## [EXERCISE TASK]
Pictures stay out of the copy; restate everything else in the material exactly.

__________

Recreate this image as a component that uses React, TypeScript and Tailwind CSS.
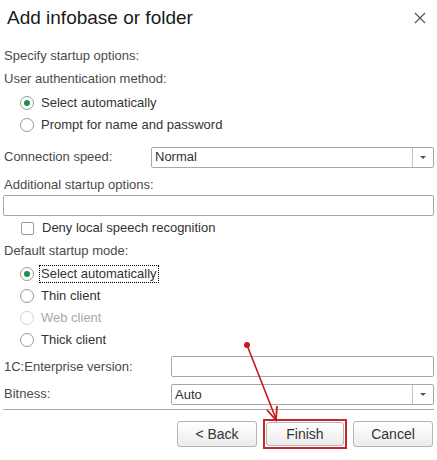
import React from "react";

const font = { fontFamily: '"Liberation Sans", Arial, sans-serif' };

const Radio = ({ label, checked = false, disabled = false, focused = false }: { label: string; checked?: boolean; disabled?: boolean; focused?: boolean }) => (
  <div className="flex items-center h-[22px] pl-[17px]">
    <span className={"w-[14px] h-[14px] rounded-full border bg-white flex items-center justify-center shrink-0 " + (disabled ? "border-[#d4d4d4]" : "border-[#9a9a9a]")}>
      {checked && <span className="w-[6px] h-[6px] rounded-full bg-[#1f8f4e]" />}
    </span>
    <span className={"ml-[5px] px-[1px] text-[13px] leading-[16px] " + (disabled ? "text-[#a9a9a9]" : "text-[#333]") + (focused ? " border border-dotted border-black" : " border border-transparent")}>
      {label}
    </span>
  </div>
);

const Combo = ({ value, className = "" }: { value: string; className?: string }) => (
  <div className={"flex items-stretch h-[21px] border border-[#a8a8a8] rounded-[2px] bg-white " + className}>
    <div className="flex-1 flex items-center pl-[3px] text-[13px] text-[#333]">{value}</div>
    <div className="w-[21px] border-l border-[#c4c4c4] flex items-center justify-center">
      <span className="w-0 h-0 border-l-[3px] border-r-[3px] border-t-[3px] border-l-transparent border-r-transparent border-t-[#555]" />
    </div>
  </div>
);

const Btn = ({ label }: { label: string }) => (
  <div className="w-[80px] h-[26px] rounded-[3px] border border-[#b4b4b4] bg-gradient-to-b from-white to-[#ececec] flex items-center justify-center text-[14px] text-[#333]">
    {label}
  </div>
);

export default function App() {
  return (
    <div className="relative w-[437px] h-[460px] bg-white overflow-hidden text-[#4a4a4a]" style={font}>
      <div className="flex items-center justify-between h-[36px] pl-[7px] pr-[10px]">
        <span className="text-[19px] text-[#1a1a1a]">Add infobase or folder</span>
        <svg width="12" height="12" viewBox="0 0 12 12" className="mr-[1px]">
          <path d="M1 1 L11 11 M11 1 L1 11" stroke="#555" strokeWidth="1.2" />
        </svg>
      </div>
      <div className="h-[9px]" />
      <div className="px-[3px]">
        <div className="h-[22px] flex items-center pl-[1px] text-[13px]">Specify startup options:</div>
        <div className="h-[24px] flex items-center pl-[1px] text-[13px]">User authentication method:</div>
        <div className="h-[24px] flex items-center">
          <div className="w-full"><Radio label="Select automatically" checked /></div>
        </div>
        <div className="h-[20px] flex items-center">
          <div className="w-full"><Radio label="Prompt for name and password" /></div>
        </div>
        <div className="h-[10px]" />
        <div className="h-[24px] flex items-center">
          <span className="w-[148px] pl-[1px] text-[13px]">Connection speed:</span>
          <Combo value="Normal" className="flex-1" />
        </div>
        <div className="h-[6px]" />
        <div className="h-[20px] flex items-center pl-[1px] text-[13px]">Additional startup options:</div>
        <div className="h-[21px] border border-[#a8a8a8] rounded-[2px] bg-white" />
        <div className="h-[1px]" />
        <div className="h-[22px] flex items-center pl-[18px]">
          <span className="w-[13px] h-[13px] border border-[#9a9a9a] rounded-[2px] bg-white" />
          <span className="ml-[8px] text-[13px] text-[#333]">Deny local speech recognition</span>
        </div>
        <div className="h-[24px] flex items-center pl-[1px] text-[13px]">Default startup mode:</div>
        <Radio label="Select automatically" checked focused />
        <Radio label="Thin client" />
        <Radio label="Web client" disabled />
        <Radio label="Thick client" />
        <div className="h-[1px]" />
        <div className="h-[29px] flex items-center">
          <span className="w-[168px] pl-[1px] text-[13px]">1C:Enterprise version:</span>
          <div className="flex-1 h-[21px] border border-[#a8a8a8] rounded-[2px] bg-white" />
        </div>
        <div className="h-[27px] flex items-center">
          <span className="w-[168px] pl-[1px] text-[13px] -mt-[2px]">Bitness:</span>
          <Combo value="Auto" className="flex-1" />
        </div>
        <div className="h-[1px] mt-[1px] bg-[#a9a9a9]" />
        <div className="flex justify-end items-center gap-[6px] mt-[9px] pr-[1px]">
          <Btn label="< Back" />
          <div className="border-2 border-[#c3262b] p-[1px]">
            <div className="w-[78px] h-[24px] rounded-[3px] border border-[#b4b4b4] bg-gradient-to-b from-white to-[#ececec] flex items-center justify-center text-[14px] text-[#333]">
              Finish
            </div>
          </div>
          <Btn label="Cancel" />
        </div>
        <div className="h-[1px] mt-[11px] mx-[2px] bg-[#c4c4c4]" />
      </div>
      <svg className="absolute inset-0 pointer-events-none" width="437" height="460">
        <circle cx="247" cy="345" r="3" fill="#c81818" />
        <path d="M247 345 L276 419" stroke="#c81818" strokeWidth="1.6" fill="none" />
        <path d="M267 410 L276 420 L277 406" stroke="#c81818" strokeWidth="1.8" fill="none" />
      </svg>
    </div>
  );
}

__________

## [EXPECTED ANSWER]
Recreate this image as a component that uses React, TypeScript and Tailwind CSS.
import React from "react";

const font = { fontFamily: '"Liberation Sans", Arial, sans-serif' };

const Radio = ({ label, checked = false, disabled = false, focused = false }: { label: string; checked?: boolean; disabled?: boolean; focused?: boolean }) => (
  <div className="flex items-center h-[22px] pl-[17px]">
    <span className={"w-[14px] h-[14px] rounded-full border bg-white flex items-center justify-center shrink-0 " + (disabled ? "border-[#d4d4d4]" : "border-[#9a9a9a]")}>
      {checked && <span className="w-[6px] h-[6px] rounded-full bg-[#1f8f4e]" />}
    </span>
    <span className={"ml-[5px] px-[1px] text-[13px] leading-[16px] " + (disabled ? "text-[#a9a9a9]" : "text-[#333]") + (focused ? " border border-dotted border-black" : " border border-transparent")}>
      {label}
    </span>
  </div>
);

const Combo = ({ value, className = "" }: { value: string; className?: string }) => (
  <div className={"flex items-stretch h-[21px] border border-[#a8a8a8] rounded-[2px] bg-white " + className}>
    <div className="flex-1 flex items-center pl-[3px] text-[13px] text-[#333]">{value}</div>
    <div className="w-[21px] border-l border-[#c4c4c4] flex items-center justify-center">
      <span className="w-0 h-0 border-l-[3px] border-r-[3px] border-t-[3px] border-l-transparent border-r-transparent border-t-[#555]" />
    </div>
  </div>
);

const Btn = ({ label }: { label: string }) => (
  <div className="w-[80px] h-[26px] rounded-[3px] border border-[#b4b4b4] bg-gradient-to-b from-white to-[#ececec] flex items-center justify-center text-[14px] text-[#333]">
    {label}
  </div>
);

export default function App() {
  return (
    <div className="relative w-[437px] h-[460px] bg-white overflow-hidden text-[#4a4a4a]" style={font}>
      <div className="flex items-center justify-between h-[36px] pl-[7px] pr-[10px]">
        <span className="text-[19px] text-[#1a1a1a]">Add infobase or folder</span>
        <svg width="12" height="12" viewBox="0 0 12 12" className="mr-[1px]">
          <path d="M1 1 L11 11 M11 1 L1 11" stroke="#555" strokeWidth="1.2" />
        </svg>
      </div>
      <div className="h-[9px]" />
      <div className="px-[3px]">
        <div className="h-[22px] flex items-center pl-[1px] text-[13px]">Specify startup options:</div>
        <div className="h-[24px] flex items-center pl-[1px] text-[13px]">User authentication method:</div>
        <div className="h-[24px] flex items-center">
          <div className="w-full"><Radio label="Select automatically" checked /></div>
        </div>
        <div className="h-[20px] flex items-center">
          <div className="w-full"><Radio label="Prompt for name and password" /></div>
        </div>
        <div className="h-[10px]" />
        <div className="h-[24px] flex items-center">
          <span className="w-[148px] pl-[1px] text-[13px]">Connection speed:</span>
          <Combo value="Normal" className="flex-1" />
        </div>
        <div className="h-[6px]" />
        <div className="h-[20px] flex items-center pl-[1px] text-[13px]">Additional startup options:</div>
        <div className="h-[21px] border border-[#a8a8a8] rounded-[2px] bg-white" />
        <div className="h-[1px]" />
        <div className="h-[22px] flex items-center pl-[18px]">
          <span className="w-[13px] h-[13px] border border-[#9a9a9a] rounded-[2px] bg-white" />
          <span className="ml-[8px] text-[13px] text-[#333]">Deny local speech recognition</span>
        </div>
        <div className="h-[24px] flex items-center pl-[1px] text-[13px]">Default startup mode:</div>
        <Radio label="Select automatically" checked focused />
        <Radio label="Thin client" />
        <Radio label="Web client" disabled />
        <Radio label="Thick client" />
        <div className="h-[1px]" />
        <div className="h-[29px] flex items-center">
          <span className="w-[168px] pl-[1px] text-[13px]">1C:Enterprise version:</span>
          <div className="flex-1 h-[21px] border border-[#a8a8a8] rounded-[2px] bg-white" />
        </div>
        <div className="h-[27px] flex items-center">
          <span className="w-[168px] pl-[1px] text-[13px] -mt-[2px]">Bitness:</span>
          <Combo value="Auto" className="flex-1" />
        </div>
        <div className="h-[1px] mt-[1px] bg-[#a9a9a9]" />
        <div className="flex justify-end items-center gap-[6px] mt-[9px] pr-[1px]">
          <Btn label="< Back" />
          <div className="border-2 border-[#c3262b] p-[1px]">
            <div className="w-[78px] h-[24px] rounded-[3px] border border-[#b4b4b4] bg-gradient-to-b from-white to-[#ececec] flex items-center justify-center text-[14px] text-[#333]">
              Finish
            </div>
          </div>
          <Btn label="Cancel" />
        </div>
        <div className="h-[1px] mt-[11px] mx-[2px] bg-[#c4c4c4]" />
      </div>
      <svg className="absolute inset-0 pointer-events-none" width="437" height="460">
        <circle cx="247" cy="345" r="3" fill="#c81818" />
        <path d="M247 345 L276 419" stroke="#c81818" strokeWidth="1.6" fill="none" />
        <path d="M267 410 L276 420 L277 406" stroke="#c81818" strokeWidth="1.8" fill="none" />
      </svg>
    </div>
  );
}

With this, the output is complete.